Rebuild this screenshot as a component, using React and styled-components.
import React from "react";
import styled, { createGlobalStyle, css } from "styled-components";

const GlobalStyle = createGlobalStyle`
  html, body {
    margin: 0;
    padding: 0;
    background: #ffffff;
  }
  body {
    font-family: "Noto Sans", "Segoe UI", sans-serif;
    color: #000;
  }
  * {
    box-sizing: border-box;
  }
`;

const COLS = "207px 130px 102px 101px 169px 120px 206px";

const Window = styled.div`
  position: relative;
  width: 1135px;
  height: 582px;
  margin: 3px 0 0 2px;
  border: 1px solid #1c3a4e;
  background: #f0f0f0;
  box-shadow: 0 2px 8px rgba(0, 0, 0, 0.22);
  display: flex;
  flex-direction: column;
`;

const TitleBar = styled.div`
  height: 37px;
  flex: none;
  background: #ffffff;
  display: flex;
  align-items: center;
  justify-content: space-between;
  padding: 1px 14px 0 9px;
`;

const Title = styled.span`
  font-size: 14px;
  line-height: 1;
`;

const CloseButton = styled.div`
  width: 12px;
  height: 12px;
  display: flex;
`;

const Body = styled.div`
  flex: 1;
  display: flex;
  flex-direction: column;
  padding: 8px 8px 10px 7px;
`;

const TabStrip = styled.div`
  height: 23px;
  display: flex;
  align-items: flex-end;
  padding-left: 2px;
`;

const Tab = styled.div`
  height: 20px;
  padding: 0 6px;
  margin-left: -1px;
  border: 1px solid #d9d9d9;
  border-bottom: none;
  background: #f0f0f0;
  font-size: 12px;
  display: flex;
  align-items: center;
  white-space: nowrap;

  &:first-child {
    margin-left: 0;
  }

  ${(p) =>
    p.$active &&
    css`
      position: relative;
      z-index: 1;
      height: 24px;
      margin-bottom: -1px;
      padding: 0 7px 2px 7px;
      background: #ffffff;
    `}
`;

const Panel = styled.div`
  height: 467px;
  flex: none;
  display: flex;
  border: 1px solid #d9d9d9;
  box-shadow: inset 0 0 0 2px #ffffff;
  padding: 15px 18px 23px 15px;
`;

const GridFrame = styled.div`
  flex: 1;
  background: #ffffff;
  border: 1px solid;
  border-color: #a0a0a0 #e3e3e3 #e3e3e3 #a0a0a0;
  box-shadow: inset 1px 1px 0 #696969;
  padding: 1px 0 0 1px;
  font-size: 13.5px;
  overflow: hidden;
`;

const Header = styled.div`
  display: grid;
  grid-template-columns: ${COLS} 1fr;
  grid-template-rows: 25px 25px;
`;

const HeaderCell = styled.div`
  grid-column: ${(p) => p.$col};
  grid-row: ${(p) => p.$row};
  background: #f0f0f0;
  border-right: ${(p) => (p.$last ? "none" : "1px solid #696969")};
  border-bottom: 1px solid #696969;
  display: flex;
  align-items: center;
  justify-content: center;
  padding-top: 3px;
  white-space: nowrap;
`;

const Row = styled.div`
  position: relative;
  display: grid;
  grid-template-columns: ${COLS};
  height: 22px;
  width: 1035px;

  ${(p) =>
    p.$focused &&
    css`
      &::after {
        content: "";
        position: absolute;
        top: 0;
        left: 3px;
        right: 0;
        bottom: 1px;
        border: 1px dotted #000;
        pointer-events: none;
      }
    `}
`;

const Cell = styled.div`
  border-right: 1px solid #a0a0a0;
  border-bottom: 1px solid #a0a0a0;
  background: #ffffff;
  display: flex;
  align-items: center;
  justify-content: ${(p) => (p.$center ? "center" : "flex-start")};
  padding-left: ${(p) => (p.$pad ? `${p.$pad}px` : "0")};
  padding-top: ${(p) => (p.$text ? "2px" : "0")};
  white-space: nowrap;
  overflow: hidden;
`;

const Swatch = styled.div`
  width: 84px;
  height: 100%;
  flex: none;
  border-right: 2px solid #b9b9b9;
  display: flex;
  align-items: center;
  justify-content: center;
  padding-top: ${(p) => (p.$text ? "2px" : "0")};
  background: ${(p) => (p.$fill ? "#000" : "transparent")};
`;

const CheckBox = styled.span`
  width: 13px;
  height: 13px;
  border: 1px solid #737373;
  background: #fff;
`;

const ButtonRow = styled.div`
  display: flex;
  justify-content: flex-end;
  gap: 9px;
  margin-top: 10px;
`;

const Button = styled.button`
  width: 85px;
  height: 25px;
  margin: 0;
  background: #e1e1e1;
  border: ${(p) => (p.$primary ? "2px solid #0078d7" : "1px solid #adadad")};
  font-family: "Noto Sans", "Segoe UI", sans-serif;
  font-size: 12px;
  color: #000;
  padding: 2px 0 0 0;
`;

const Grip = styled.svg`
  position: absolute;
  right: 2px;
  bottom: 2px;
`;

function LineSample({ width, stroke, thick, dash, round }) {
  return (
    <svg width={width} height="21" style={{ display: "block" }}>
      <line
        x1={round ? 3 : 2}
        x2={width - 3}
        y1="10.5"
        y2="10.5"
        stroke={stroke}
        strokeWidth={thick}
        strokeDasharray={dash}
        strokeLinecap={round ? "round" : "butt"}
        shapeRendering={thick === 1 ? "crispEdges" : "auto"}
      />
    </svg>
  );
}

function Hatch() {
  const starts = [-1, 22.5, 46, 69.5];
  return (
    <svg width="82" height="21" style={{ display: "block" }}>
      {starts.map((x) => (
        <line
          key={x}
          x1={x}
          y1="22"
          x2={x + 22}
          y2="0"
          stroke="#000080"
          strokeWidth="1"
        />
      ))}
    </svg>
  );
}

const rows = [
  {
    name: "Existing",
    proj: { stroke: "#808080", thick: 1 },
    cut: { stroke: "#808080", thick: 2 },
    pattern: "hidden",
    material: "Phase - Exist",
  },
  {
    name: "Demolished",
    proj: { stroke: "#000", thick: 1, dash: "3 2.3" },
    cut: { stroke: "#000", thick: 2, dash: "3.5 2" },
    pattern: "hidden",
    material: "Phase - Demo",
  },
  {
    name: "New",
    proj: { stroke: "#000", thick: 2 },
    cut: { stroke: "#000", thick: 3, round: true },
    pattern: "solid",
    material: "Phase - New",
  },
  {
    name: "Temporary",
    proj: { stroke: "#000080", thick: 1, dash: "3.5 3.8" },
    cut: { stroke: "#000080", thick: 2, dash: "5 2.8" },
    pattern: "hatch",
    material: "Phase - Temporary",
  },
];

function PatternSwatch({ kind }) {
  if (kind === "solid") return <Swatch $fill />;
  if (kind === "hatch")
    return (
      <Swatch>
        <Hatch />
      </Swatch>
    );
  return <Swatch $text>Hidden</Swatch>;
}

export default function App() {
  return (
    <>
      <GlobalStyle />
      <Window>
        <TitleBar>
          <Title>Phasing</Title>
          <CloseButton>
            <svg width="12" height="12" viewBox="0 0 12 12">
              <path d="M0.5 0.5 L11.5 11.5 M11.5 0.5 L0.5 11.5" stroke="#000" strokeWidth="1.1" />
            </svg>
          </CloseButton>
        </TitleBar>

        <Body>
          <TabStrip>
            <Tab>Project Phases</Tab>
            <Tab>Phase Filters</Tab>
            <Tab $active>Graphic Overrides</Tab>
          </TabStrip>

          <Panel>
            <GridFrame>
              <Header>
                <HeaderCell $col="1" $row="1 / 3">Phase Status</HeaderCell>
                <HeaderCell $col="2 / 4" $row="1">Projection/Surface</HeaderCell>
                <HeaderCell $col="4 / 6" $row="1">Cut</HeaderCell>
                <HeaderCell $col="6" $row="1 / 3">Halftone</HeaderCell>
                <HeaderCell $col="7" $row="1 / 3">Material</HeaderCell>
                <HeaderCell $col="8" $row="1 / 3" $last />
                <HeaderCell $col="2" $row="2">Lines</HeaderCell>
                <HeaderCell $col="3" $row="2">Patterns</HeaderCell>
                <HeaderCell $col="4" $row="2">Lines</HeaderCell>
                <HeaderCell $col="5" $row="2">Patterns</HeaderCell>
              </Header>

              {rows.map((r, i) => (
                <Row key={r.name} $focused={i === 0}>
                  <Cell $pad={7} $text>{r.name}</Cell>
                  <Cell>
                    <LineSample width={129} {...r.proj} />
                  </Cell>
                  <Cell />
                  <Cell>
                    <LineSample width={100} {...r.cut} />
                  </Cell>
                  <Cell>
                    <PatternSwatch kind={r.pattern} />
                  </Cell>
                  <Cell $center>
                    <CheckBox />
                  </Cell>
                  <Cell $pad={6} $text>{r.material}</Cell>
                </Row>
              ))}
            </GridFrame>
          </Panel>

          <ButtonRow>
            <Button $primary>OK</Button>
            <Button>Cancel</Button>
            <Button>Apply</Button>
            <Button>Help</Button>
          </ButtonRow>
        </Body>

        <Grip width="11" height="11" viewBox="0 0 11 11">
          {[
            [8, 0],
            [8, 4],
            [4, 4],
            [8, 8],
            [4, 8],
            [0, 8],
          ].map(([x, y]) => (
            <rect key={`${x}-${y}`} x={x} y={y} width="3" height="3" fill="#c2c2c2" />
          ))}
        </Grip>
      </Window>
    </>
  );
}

### Exercise objective
Identify each line containing the string "components" and copy it out.

### Answer
Rebuild this screenshot as a component, using React and styled-components.
import styled, { createGlobalStyle, css } from "styled-components";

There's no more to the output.